# Task details
Look for the word "this" in each line and report the count of matching lines, with nothing added.

# Record list
────────────────────────────────────────
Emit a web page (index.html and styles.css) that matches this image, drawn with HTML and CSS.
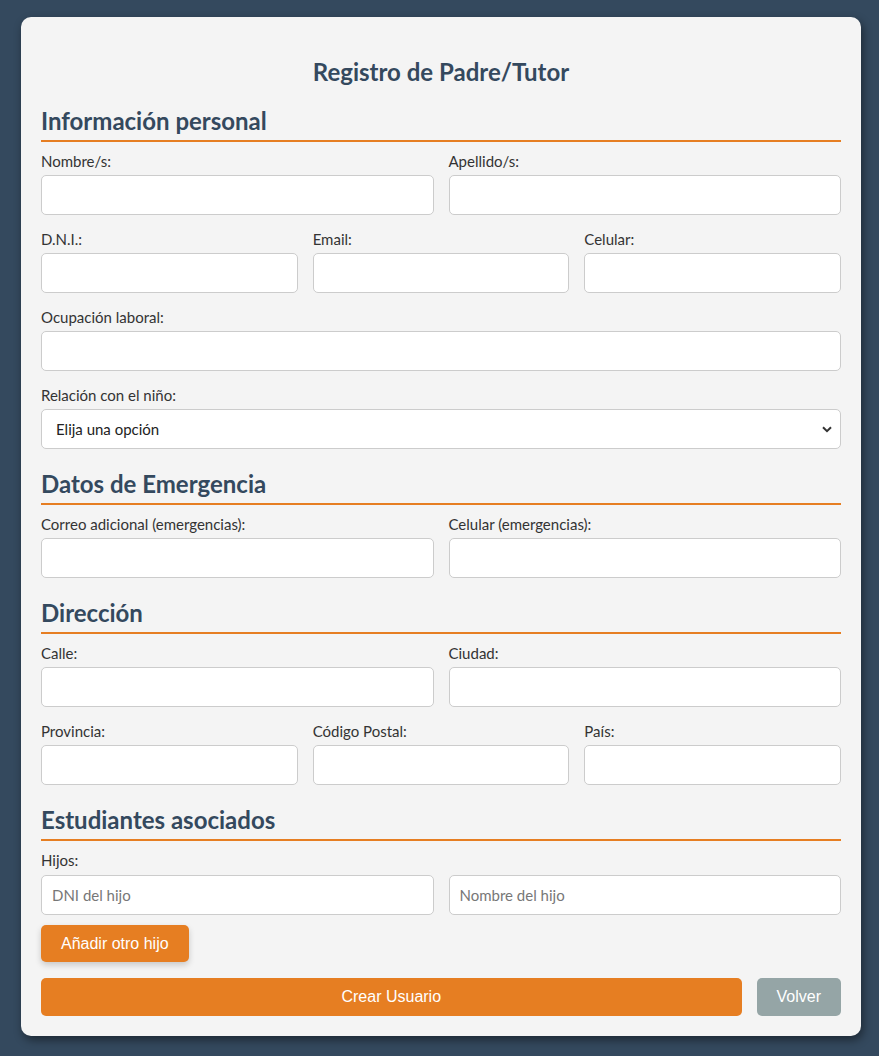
────────────────────────────────────────
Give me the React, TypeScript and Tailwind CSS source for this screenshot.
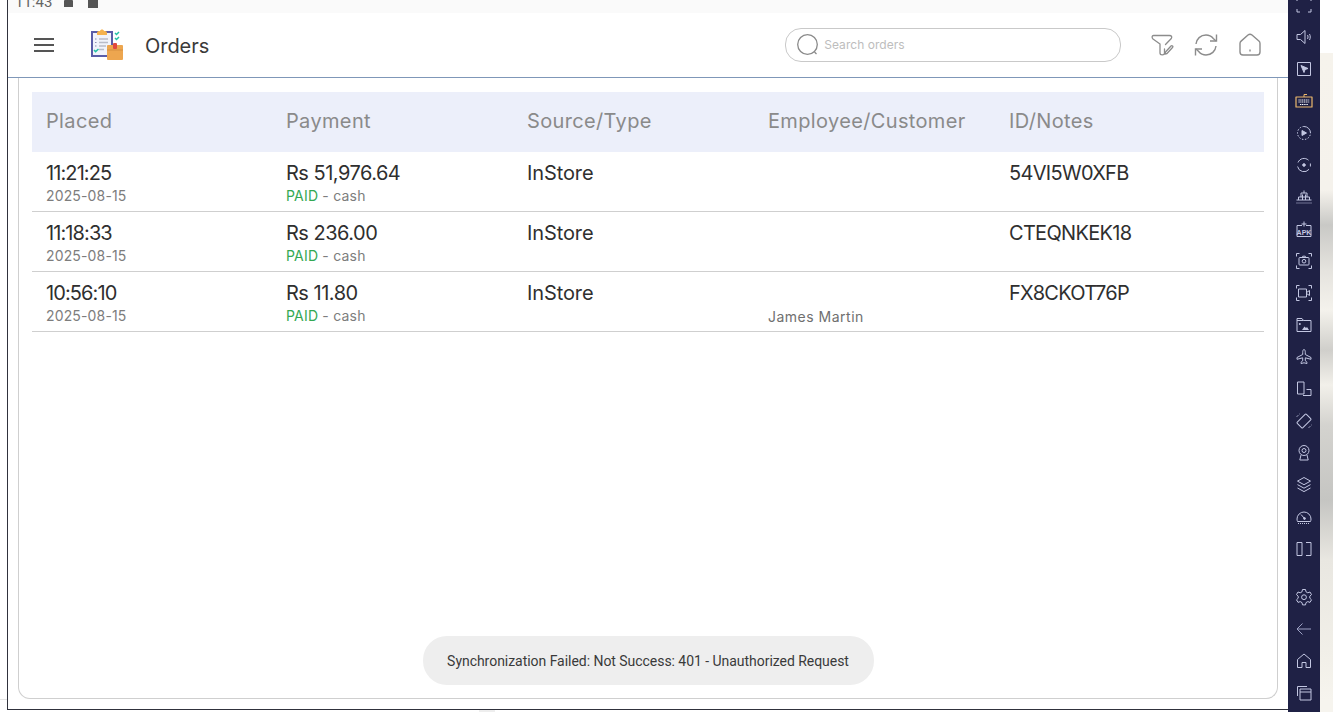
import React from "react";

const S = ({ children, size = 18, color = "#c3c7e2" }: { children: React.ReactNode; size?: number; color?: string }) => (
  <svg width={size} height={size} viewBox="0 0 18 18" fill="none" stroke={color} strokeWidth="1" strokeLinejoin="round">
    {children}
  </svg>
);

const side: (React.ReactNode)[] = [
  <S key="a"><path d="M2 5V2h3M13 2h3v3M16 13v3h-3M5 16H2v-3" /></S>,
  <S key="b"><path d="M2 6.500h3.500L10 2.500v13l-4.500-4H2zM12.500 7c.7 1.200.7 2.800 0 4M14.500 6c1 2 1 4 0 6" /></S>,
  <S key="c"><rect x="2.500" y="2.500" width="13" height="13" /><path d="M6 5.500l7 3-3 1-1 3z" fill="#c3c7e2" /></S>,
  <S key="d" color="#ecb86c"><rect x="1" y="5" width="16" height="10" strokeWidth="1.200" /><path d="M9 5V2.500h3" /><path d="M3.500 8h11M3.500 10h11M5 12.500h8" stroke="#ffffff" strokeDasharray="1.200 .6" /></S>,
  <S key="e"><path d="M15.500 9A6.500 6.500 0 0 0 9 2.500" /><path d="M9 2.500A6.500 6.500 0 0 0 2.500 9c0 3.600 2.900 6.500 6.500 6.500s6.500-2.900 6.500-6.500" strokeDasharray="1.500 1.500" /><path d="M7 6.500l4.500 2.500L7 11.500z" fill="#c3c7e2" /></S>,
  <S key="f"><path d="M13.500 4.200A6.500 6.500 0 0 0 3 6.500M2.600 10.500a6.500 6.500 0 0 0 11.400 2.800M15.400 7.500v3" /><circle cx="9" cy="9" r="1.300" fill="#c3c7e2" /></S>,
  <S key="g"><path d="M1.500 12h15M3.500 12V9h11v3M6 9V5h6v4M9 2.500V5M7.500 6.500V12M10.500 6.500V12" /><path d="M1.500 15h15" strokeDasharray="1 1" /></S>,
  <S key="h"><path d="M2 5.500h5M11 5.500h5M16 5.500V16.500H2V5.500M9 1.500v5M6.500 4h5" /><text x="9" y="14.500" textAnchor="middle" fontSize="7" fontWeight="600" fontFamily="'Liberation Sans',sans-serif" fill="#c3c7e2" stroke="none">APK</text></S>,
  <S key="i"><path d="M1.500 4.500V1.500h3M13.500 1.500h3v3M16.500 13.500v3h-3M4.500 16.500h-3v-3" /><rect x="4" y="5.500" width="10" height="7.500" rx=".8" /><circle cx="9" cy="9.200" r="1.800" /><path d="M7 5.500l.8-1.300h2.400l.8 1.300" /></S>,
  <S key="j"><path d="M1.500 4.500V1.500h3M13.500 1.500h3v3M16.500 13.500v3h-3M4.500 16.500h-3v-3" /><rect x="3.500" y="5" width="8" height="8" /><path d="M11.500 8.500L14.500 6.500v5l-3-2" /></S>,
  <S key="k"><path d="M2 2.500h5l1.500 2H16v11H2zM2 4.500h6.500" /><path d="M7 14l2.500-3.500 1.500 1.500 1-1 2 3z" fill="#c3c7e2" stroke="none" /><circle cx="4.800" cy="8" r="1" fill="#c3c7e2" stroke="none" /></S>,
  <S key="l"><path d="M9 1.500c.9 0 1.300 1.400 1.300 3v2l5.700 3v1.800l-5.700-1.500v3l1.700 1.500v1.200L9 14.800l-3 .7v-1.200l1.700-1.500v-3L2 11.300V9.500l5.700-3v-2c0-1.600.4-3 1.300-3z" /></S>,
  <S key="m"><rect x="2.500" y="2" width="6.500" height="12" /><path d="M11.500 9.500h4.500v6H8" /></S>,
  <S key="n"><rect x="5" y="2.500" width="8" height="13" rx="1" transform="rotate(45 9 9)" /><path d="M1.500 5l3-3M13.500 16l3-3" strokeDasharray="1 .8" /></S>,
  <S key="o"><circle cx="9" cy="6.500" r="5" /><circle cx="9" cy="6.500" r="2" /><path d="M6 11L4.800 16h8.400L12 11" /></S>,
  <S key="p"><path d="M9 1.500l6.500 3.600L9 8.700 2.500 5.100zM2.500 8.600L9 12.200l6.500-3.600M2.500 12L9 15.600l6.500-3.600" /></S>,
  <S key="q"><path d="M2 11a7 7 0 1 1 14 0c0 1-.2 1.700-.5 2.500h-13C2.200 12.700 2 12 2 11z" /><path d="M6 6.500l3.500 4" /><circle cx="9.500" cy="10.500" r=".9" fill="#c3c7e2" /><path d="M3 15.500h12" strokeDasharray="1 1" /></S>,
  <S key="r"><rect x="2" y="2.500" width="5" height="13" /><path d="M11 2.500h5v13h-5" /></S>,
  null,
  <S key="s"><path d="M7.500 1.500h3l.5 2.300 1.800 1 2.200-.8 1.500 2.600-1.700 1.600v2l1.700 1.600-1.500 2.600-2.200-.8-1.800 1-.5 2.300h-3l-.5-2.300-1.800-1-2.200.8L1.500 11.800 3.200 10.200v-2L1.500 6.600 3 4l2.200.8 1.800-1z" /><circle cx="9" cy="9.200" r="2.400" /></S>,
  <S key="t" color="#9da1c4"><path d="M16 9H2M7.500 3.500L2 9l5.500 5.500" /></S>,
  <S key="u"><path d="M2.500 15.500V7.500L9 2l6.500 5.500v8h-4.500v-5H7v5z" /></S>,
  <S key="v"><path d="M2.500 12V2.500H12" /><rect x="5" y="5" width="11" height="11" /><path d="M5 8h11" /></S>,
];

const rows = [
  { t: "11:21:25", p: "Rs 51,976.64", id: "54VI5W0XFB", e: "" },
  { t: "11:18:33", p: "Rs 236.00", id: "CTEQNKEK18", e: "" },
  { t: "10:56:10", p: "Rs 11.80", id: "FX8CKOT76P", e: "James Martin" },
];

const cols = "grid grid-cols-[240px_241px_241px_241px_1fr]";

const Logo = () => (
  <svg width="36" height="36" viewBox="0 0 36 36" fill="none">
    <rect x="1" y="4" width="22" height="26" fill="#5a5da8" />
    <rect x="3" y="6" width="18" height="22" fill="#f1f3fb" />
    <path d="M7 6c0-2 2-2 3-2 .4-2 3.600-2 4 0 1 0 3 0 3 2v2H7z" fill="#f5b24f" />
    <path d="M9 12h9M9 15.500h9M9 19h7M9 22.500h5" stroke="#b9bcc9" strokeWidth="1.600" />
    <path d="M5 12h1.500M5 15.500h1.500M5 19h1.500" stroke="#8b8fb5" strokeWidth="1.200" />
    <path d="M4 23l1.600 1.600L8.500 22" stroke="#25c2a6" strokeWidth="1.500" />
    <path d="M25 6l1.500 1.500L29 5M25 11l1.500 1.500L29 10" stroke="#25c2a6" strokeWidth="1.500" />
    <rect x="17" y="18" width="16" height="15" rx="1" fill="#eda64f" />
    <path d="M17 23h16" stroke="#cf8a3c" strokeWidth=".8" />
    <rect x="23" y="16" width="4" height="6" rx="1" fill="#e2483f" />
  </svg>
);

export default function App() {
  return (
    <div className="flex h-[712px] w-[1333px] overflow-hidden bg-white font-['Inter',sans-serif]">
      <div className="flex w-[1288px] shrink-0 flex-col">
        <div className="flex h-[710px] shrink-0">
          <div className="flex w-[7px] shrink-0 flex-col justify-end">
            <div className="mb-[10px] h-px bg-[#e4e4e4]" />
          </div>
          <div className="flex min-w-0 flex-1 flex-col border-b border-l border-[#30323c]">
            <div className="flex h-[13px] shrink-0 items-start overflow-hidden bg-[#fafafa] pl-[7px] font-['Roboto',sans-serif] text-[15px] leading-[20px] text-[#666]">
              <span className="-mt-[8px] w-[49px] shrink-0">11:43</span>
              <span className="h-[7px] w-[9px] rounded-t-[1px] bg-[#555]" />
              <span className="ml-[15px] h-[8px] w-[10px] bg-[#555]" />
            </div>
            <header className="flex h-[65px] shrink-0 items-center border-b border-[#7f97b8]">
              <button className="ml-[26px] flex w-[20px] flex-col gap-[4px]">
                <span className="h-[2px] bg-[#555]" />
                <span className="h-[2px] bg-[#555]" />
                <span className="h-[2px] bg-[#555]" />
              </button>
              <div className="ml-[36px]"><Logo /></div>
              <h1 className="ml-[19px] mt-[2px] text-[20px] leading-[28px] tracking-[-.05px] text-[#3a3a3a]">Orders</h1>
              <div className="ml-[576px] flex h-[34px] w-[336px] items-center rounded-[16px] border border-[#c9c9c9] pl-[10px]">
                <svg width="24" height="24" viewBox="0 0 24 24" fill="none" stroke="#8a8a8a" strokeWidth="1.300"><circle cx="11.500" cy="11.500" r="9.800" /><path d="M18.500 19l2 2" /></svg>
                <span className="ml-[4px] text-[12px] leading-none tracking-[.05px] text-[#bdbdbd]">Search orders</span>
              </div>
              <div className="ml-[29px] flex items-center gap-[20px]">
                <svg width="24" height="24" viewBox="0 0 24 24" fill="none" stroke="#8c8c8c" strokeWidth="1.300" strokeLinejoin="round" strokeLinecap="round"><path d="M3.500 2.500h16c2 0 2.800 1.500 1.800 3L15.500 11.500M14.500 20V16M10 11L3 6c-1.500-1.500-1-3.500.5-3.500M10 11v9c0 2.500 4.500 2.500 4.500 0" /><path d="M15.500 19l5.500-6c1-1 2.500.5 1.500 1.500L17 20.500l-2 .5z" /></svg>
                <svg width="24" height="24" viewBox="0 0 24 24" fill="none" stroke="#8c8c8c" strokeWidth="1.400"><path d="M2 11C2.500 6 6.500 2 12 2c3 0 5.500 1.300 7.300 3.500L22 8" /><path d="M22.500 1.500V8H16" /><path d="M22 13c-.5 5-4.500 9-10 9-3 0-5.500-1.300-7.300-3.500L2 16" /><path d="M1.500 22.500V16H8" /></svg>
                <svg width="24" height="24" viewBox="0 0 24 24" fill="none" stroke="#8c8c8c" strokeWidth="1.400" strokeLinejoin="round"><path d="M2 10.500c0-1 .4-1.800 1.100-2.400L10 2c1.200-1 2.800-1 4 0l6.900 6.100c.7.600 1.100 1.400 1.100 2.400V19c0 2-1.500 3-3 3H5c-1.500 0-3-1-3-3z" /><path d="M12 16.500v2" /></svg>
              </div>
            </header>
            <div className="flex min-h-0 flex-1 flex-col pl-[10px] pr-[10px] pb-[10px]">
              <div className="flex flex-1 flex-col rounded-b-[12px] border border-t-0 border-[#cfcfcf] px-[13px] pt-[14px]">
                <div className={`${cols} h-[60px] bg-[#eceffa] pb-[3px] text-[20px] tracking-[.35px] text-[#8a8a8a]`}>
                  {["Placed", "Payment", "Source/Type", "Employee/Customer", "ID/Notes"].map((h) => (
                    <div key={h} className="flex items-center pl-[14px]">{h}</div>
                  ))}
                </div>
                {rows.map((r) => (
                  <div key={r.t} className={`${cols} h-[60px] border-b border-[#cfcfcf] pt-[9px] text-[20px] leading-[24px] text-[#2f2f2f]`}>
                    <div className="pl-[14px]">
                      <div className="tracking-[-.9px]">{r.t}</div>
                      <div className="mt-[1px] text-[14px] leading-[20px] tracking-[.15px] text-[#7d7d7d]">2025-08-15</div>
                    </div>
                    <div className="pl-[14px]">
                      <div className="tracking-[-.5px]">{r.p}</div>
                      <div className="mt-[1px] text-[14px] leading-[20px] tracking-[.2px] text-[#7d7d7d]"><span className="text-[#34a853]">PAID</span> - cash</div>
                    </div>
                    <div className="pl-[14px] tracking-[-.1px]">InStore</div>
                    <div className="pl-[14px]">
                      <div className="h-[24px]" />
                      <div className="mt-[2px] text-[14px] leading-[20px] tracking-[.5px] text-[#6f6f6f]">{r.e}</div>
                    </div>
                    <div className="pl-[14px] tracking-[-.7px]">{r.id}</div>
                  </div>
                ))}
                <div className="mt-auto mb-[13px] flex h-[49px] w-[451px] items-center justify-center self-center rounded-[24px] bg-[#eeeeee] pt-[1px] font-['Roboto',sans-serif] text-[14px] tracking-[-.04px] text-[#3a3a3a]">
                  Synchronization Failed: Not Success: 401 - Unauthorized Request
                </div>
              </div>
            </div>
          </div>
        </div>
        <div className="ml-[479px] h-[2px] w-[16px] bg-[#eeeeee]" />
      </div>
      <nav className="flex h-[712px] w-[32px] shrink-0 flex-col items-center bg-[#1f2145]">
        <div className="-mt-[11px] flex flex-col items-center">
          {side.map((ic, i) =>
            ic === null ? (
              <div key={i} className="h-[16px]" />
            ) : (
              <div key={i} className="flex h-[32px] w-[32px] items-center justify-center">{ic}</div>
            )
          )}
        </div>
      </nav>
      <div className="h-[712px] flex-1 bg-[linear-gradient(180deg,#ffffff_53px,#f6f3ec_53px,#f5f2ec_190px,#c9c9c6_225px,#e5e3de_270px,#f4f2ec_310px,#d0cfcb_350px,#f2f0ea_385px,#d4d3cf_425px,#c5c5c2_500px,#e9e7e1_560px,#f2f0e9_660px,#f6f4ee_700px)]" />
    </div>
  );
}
────────────────────────────────────────
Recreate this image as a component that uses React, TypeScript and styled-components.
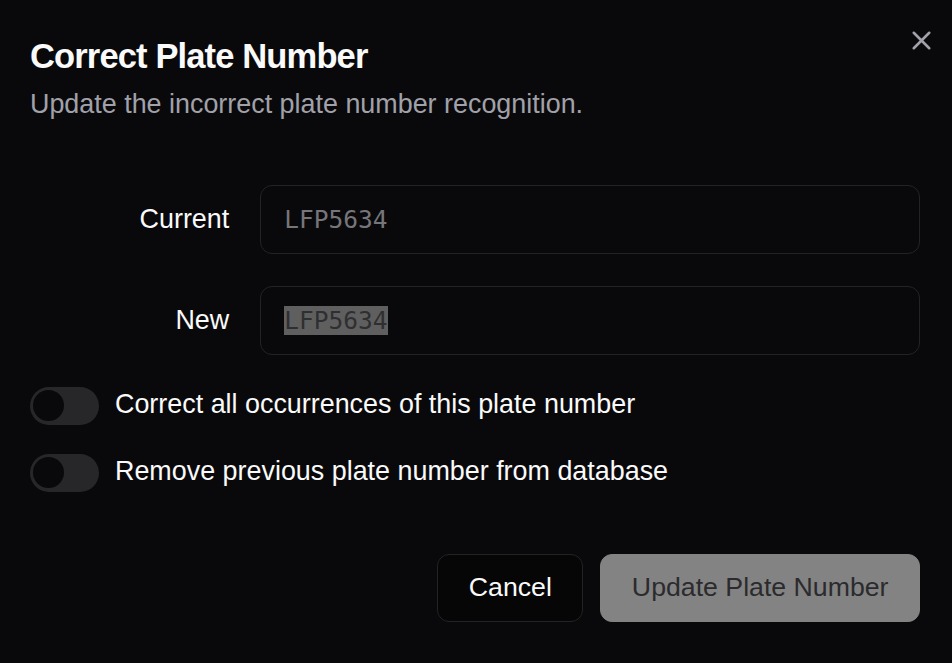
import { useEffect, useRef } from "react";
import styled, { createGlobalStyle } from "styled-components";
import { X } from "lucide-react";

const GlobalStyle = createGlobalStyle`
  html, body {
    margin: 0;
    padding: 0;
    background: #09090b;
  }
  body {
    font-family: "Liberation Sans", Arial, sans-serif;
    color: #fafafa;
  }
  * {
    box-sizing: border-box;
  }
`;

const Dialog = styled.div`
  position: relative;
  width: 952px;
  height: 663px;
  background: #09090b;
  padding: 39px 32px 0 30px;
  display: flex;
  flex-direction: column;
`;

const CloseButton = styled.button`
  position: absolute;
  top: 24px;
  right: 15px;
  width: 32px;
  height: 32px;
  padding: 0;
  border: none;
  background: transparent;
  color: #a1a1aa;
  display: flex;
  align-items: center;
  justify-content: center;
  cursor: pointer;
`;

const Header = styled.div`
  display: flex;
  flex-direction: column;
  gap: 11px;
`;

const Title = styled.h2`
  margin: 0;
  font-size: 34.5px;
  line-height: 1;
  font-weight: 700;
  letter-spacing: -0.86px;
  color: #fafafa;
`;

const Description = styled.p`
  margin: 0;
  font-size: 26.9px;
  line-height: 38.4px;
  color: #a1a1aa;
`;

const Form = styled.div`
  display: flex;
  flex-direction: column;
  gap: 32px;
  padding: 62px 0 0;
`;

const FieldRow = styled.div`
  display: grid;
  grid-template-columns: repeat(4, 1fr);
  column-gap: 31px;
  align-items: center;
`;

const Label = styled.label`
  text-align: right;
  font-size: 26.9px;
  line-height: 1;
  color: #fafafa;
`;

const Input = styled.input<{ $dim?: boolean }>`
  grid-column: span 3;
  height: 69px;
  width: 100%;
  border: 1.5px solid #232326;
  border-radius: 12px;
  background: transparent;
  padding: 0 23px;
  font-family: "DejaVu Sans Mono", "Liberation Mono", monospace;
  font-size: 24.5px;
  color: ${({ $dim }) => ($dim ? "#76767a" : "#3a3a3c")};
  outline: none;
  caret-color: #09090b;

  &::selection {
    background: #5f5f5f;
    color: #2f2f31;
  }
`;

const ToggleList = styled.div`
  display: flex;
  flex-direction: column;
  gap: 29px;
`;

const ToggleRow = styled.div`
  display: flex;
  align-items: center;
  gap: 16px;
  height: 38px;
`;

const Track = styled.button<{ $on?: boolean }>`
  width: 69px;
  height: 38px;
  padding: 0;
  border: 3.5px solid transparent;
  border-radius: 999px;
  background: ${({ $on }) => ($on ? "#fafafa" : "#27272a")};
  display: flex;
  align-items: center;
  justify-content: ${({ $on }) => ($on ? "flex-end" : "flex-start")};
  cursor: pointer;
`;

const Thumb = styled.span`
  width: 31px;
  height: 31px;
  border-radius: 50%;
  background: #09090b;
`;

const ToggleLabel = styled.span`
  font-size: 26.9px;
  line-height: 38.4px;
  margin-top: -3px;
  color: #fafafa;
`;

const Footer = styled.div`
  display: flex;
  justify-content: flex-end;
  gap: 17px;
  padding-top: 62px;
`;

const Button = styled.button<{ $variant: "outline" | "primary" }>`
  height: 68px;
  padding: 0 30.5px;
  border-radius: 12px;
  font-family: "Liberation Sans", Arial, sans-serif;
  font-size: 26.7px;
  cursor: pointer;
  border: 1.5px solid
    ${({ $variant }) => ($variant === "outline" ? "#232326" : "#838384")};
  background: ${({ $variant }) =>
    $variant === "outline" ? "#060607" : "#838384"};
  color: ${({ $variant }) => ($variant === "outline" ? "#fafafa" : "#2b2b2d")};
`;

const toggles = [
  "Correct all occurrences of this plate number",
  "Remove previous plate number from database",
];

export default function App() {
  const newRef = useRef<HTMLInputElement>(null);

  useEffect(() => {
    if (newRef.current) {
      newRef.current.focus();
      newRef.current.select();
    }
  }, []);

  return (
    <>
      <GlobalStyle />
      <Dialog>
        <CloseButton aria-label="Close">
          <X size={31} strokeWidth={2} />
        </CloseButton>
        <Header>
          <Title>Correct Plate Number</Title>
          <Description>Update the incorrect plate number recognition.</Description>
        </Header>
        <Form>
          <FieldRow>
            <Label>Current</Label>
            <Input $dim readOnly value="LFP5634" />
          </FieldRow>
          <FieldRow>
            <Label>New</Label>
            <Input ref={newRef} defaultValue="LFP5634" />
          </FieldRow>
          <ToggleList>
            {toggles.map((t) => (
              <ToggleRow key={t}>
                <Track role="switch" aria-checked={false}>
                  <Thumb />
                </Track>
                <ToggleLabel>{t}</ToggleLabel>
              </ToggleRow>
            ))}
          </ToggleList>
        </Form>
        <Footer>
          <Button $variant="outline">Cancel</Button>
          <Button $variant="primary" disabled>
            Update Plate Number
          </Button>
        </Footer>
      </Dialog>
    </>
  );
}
────────────────────────────────────────
# The response
4